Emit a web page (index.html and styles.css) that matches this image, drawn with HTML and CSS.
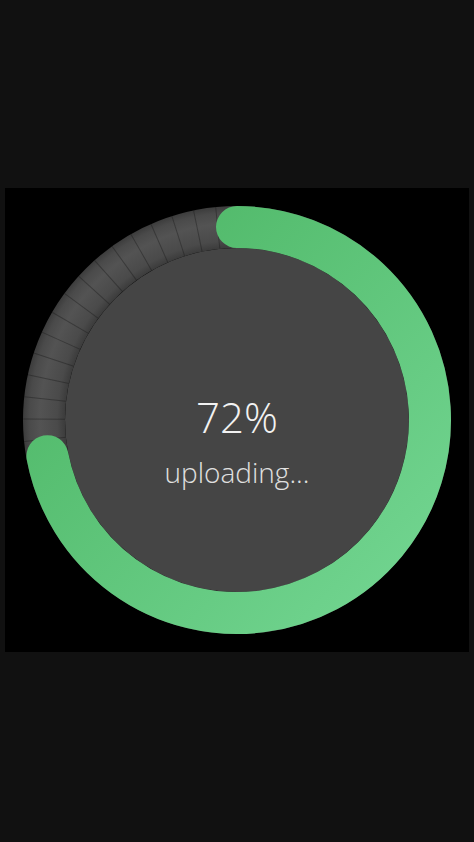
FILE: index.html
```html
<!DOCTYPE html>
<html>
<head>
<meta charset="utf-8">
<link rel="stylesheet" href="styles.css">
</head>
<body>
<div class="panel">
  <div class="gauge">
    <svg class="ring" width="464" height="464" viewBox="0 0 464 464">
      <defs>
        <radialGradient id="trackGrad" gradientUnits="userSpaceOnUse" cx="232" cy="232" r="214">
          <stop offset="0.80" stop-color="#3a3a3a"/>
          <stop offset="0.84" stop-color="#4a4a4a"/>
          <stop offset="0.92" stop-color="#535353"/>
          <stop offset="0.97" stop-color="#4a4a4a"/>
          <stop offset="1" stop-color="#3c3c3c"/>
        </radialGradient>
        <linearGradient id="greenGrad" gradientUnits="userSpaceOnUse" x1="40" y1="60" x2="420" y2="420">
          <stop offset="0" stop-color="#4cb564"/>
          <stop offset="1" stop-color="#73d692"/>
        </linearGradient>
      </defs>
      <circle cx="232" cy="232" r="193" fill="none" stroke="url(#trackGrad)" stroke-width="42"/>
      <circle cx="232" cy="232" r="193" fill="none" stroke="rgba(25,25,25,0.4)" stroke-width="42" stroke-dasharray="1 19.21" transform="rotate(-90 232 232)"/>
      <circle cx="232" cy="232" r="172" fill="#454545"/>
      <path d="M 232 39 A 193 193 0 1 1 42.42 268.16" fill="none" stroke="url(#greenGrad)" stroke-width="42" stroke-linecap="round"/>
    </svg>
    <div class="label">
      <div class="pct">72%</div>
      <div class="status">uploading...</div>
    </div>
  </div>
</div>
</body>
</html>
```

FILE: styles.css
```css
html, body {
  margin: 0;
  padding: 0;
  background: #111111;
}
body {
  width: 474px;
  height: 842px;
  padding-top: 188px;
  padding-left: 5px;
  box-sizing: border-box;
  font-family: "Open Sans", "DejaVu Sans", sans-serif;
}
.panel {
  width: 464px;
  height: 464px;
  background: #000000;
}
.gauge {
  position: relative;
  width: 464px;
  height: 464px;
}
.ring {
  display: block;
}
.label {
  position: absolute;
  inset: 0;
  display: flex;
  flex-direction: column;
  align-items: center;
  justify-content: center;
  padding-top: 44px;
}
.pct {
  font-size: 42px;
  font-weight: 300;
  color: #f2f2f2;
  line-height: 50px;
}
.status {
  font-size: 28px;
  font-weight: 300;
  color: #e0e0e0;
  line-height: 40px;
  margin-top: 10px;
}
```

##########

» **Problem**
Output all of the data exactly as it stands, minus any images.

» **Written solution**
Emit a web page (index.html and styles.css) that matches this image, drawn with HTML and CSS.
FILE: index.html
```html
<!DOCTYPE html>
<html>
<head>
<meta charset="utf-8">
<link rel="stylesheet" href="styles.css">
</head>
<body>
<div class="panel">
  <div class="gauge">
    <svg class="ring" width="464" height="464" viewBox="0 0 464 464">
      <defs>
        <radialGradient id="trackGrad" gradientUnits="userSpaceOnUse" cx="232" cy="232" r="214">
          <stop offset="0.80" stop-color="#3a3a3a"/>
          <stop offset="0.84" stop-color="#4a4a4a"/>
          <stop offset="0.92" stop-color="#535353"/>
          <stop offset="0.97" stop-color="#4a4a4a"/>
          <stop offset="1" stop-color="#3c3c3c"/>
        </radialGradient>
        <linearGradient id="greenGrad" gradientUnits="userSpaceOnUse" x1="40" y1="60" x2="420" y2="420">
          <stop offset="0" stop-color="#4cb564"/>
          <stop offset="1" stop-color="#73d692"/>
        </linearGradient>
      </defs>
      <circle cx="232" cy="232" r="193" fill="none" stroke="url(#trackGrad)" stroke-width="42"/>
      <circle cx="232" cy="232" r="193" fill="none" stroke="rgba(25,25,25,0.4)" stroke-width="42" stroke-dasharray="1 19.21" transform="rotate(-90 232 232)"/>
      <circle cx="232" cy="232" r="172" fill="#454545"/>
      <path d="M 232 39 A 193 193 0 1 1 42.42 268.16" fill="none" stroke="url(#greenGrad)" stroke-width="42" stroke-linecap="round"/>
    </svg>
    <div class="label">
      <div class="pct">72%</div>
      <div class="status">uploading...</div>
    </div>
  </div>
</div>
</body>
</html>
```

FILE: styles.css
```css
html, body {
  margin: 0;
  padding: 0;
  background: #111111;
}
body {
  width: 474px;
  height: 842px;
  padding-top: 188px;
  padding-left: 5px;
  box-sizing: border-box;
  font-family: "Open Sans", "DejaVu Sans", sans-serif;
}
.panel {
  width: 464px;
  height: 464px;
  background: #000000;
}
.gauge {
  position: relative;
  width: 464px;
  height: 464px;
}
.ring {
  display: block;
}
.label {
  position: absolute;
  inset: 0;
  display: flex;
  flex-direction: column;
  align-items: center;
  justify-content: center;
  padding-top: 44px;
}
.pct {
  font-size: 42px;
  font-weight: 300;
  color: #f2f2f2;
  line-height: 50px;
}
.status {
  font-size: 28px;
  font-weight: 300;
  color: #e0e0e0;
  line-height: 40px;
  margin-top: 10px;
}
```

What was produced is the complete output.